Steve Gunn
Time Off
[
Paradise of Bachelors 2013]

www.steve-gunn.com

File Under: psychedelic folk

di Fabio Cerbone (20/09/2013)

Gli aggettivi che inevitabilmente ricorreranno di più accanto alla musica di Steve Gunn saranno ipnotica, rapita, metafisica, seguendo una linea che distingue il carattere libero di queste composizioni. Tutto vero, anche se il rischio di una facile banalizzazione di un album come Time Off è dietro l'angolo: d'altronde il chitarrista newyorkese non fa nulla per nascondere il suo percorso artistico, quelle intenzioni che tradotte in note lo inseriscono in una precisa corrente, quel folk dalle trame psichedeliche che parte dalla radici americane e si intreccia fra cielo e terra con il mistero di una musica esotica, sulle vie che dall'Africa portano in India. Discepolo di John Fahey, Robbie Basho e collaboratore di Micheal Chapman, nomi che circoscrivono già un mondo, amico della tragica figura di Jack Rose, altro cantore dello psych folk contemporaneo, infine partner artistico di Meg Baird e soprattutto di Kurt Vile (in tour con la band di quest'ultimo, The Violators), Gunn disegna il suo tragitto affermando di partire dalle rive del Delta del Mississippi per approdare alla meno conosciuta formula della tradizione Gnawa (area del Marocco) e Canartica dell'India meridionale.

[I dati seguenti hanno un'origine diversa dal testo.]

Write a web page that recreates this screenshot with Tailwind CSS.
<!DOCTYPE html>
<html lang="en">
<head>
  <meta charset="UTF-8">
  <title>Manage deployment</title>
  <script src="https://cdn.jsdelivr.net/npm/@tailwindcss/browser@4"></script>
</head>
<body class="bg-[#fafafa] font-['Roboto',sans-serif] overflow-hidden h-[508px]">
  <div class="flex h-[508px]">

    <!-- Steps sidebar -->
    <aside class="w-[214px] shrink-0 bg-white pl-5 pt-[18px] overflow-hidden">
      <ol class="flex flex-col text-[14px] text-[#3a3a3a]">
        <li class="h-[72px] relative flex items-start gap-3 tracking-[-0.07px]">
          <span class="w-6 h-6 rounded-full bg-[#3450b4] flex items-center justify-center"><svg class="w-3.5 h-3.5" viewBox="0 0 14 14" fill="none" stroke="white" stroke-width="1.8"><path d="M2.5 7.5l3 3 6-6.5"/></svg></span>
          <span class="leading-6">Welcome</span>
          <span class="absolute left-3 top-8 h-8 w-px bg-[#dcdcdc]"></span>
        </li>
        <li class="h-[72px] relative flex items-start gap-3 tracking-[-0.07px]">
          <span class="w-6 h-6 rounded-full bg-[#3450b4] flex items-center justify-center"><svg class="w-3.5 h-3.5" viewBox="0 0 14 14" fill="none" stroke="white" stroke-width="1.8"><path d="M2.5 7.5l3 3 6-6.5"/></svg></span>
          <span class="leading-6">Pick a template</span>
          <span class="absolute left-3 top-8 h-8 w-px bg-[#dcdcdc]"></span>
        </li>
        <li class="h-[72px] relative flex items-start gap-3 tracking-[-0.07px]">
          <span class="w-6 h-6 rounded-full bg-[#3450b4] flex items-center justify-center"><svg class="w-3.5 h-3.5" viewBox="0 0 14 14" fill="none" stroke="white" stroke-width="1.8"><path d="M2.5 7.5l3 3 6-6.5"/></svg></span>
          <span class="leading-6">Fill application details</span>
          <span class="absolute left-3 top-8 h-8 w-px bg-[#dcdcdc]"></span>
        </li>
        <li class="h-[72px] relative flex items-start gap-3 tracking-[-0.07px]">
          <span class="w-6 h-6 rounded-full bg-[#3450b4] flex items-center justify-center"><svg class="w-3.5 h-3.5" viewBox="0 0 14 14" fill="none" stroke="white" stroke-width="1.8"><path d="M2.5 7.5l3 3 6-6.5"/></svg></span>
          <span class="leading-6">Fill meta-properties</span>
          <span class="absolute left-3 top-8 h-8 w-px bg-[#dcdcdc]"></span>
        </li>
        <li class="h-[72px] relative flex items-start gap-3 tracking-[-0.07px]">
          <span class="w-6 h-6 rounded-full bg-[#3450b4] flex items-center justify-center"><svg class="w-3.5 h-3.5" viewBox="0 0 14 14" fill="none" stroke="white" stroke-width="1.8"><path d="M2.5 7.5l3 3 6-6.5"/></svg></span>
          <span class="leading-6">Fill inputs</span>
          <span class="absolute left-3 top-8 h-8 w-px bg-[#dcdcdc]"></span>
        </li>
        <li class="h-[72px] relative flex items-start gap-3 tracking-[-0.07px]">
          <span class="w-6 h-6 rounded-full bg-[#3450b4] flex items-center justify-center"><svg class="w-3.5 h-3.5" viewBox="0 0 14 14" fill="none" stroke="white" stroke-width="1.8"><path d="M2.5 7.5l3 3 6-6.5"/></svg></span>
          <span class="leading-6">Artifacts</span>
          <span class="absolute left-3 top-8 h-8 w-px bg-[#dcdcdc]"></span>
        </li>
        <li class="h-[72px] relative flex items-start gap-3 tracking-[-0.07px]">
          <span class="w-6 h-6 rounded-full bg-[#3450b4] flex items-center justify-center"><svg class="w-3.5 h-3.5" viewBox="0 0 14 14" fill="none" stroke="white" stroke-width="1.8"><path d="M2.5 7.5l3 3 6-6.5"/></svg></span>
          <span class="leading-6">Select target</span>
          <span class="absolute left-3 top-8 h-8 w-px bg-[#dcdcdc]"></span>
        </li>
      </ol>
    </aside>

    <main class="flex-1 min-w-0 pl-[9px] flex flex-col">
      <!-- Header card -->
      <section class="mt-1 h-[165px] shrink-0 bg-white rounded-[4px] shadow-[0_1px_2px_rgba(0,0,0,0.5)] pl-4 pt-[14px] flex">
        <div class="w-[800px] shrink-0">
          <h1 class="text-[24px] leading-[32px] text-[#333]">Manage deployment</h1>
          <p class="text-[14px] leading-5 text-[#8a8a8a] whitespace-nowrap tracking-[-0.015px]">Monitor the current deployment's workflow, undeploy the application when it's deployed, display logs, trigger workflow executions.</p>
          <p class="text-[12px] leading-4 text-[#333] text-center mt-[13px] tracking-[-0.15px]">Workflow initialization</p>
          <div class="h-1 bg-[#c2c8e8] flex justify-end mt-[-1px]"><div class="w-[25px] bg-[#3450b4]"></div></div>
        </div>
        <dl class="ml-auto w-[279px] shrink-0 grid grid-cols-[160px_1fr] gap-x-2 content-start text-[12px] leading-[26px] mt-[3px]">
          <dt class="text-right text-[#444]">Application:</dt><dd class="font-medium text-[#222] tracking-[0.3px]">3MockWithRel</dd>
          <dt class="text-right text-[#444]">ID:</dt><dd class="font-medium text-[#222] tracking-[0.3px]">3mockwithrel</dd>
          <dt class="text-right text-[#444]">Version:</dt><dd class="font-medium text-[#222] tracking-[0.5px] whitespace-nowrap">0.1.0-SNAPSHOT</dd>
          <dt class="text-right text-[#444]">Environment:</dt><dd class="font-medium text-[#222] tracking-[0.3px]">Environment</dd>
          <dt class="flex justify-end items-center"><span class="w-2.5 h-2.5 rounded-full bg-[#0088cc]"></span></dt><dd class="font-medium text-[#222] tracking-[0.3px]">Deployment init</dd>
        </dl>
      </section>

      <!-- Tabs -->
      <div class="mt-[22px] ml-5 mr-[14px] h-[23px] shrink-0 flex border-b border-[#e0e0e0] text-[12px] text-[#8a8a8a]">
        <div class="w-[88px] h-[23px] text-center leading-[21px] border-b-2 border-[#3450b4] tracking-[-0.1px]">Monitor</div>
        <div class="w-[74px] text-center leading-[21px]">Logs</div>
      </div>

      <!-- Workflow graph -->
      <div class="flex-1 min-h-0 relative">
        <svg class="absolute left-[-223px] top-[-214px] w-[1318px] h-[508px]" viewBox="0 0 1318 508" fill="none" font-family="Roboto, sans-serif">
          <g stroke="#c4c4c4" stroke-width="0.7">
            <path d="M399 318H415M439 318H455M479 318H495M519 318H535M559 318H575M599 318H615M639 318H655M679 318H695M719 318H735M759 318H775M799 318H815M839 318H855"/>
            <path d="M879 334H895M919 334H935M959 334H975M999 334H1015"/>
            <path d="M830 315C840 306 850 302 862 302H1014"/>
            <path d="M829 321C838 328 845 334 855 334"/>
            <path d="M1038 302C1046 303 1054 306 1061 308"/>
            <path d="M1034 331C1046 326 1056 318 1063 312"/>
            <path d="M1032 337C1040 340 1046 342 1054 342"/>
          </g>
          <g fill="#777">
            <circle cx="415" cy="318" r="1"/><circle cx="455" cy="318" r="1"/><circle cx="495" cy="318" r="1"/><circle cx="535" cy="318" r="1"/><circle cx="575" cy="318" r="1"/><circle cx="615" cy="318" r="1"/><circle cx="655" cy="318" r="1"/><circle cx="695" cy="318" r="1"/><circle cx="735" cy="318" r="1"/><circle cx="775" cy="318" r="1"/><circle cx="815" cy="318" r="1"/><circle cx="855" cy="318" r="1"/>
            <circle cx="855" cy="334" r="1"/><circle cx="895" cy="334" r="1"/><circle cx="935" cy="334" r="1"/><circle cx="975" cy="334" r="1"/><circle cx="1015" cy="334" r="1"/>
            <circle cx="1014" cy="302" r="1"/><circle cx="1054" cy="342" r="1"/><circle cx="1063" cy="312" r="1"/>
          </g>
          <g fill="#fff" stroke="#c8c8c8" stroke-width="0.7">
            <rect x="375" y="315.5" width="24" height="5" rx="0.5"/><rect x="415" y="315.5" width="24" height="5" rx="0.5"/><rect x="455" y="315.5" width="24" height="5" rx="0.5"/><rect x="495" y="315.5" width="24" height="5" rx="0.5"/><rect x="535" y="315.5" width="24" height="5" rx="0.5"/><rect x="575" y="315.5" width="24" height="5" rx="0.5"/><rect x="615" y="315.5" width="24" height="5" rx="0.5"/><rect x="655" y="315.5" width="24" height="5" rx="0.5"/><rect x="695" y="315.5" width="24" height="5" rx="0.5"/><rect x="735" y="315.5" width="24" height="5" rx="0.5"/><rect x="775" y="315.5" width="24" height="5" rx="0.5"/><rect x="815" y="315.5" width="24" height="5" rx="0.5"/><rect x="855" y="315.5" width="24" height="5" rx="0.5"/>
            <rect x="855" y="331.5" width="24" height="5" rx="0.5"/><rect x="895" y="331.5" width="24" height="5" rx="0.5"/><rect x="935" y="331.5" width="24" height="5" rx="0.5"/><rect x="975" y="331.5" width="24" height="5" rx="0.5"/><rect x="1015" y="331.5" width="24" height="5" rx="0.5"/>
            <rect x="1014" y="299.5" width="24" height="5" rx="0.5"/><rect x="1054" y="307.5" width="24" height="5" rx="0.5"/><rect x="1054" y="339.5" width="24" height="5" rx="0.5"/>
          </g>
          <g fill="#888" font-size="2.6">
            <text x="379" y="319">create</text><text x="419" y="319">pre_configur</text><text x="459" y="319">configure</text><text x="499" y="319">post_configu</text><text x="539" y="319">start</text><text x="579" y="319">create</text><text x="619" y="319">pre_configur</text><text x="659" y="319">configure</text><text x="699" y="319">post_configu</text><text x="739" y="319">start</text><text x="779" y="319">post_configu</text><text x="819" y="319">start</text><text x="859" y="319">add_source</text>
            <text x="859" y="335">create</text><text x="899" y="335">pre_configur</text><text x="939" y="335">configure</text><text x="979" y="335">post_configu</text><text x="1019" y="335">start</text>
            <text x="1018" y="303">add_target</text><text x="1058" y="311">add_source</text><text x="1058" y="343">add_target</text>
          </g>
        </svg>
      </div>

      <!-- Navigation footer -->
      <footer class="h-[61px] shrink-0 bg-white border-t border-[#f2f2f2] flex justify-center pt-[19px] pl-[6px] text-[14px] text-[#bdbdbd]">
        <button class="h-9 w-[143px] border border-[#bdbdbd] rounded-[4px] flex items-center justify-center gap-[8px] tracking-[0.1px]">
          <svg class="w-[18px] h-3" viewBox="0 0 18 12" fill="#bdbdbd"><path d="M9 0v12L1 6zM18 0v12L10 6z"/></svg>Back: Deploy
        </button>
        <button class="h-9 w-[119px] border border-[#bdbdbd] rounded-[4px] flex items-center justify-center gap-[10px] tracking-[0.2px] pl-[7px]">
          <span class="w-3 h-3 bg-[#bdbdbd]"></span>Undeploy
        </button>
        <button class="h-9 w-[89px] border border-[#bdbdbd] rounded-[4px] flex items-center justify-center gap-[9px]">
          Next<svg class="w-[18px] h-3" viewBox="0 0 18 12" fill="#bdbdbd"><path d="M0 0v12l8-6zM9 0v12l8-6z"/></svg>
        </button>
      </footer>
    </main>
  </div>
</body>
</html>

Quanto tutto questo si sia tradotto nelle sue opere è persino difficile da decifrare, perché fedele al basso profilo della scena indipendente, Gunn ha disseminato la sua produzione copiosa e frastagliata fra edizioni limitate e introvabili, persino antiquate cassette, dividendosi tra le pubblicazioni con il trio GHQ (Pete Nolan e Marcia Bassett gli altri compagni di avventura), il duo con il percussionista John Truscinski e i dischi solisti veri e propri. Time Off in questo nebuloso cammino è forse uno dei progetti più accessibili e classici, lì dove sei tracce su sette portano allo scoperto la voce distante, assonnata di Gunn, quasi uno strumento nello strumento che diventa parte del tutto, avvolta nel mix generale. Registrato con la formula del trio, aggiungendo il basso di Justin Tripp al fedele ritmo di Truscinski, il disco serpeggia per quaranta minuti di lunghe litanie che tuttavia si aprono improvvisamente a squarci di melodia (Water Wheel in apertura) e librano frammenti blues elettrici (nella splendida Lurker) in un'atmosfera per buona parte acustica.

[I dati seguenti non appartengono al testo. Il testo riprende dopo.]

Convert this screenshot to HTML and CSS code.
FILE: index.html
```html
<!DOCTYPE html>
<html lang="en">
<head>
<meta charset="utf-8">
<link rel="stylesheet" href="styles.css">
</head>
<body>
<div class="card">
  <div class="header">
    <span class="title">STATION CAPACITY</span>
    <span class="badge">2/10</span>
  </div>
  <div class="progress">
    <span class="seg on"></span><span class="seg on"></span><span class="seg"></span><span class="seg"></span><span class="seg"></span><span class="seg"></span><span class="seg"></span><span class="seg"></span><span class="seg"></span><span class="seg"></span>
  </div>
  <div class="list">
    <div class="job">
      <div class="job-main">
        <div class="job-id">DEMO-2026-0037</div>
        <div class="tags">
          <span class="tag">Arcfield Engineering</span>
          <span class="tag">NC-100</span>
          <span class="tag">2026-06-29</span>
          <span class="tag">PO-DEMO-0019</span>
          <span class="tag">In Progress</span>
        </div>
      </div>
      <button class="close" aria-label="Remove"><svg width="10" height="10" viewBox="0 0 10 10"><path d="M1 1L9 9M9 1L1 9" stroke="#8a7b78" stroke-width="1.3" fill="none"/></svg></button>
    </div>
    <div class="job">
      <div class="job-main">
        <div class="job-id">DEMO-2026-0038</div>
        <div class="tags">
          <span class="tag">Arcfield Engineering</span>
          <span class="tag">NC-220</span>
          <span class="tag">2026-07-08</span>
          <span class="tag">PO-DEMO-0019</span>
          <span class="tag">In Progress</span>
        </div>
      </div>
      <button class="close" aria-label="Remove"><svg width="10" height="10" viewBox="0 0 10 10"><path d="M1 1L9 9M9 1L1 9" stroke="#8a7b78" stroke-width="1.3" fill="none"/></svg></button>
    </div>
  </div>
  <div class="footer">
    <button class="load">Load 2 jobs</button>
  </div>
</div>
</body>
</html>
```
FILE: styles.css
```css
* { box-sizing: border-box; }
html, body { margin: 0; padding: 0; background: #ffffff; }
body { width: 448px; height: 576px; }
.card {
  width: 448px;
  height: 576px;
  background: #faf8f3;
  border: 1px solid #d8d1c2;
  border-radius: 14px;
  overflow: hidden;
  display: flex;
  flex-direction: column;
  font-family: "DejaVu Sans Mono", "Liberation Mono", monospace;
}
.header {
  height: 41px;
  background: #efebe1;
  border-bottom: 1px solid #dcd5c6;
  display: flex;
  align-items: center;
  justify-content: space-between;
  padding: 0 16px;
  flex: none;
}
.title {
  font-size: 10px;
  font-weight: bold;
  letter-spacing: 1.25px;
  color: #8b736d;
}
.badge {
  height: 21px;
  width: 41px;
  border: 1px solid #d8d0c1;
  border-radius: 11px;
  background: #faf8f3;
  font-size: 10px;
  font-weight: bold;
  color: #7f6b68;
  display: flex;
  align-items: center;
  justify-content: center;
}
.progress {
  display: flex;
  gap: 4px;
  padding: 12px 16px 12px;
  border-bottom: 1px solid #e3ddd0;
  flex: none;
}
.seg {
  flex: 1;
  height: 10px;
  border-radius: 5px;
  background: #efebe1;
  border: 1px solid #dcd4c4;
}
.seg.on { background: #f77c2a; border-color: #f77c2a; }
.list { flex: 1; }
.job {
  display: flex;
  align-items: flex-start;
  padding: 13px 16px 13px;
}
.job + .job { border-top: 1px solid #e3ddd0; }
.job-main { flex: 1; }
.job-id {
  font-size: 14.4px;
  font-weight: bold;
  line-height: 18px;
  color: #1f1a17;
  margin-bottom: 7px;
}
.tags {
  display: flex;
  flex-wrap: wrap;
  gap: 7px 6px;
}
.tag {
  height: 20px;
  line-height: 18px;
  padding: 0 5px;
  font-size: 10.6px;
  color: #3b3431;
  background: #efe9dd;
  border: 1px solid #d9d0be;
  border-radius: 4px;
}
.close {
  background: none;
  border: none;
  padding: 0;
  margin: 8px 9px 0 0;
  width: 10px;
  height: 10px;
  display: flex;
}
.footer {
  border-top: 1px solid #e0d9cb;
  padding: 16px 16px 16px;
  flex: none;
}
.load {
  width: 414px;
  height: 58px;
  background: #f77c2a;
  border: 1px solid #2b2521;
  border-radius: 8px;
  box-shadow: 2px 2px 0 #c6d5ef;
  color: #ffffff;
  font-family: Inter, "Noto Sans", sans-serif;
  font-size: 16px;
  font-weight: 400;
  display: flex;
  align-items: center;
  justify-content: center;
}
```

Raga incantevoli e ripetitivi accompagnano lo stile di Gunn, che riesce miracolosamente ad essere meno stilizzato di quello del collega Vile, conservando un fascino più ancestrale: accade nelle curve jazzy che attraversano il blues lisergico e imbambolato di New Decline o ancora nei rintocchi "sinistri" della dilatata Old Strange. Pur nella sua magrezza di suono, Time Off si nutre del perfetto intreccio del trio, sublimato in qualche modo nel finale strumentale di Trailways Ramble, quasi nove minuti di zigzagare acustico tra folk e avanguardia con un tappeto di violoncello che rimanda ai Velvet Undergournd. Un'opera che attira e respinge, come molta della memoria da cui attinge a piene mani, eppure svela un musicista assolutamente da scoprire.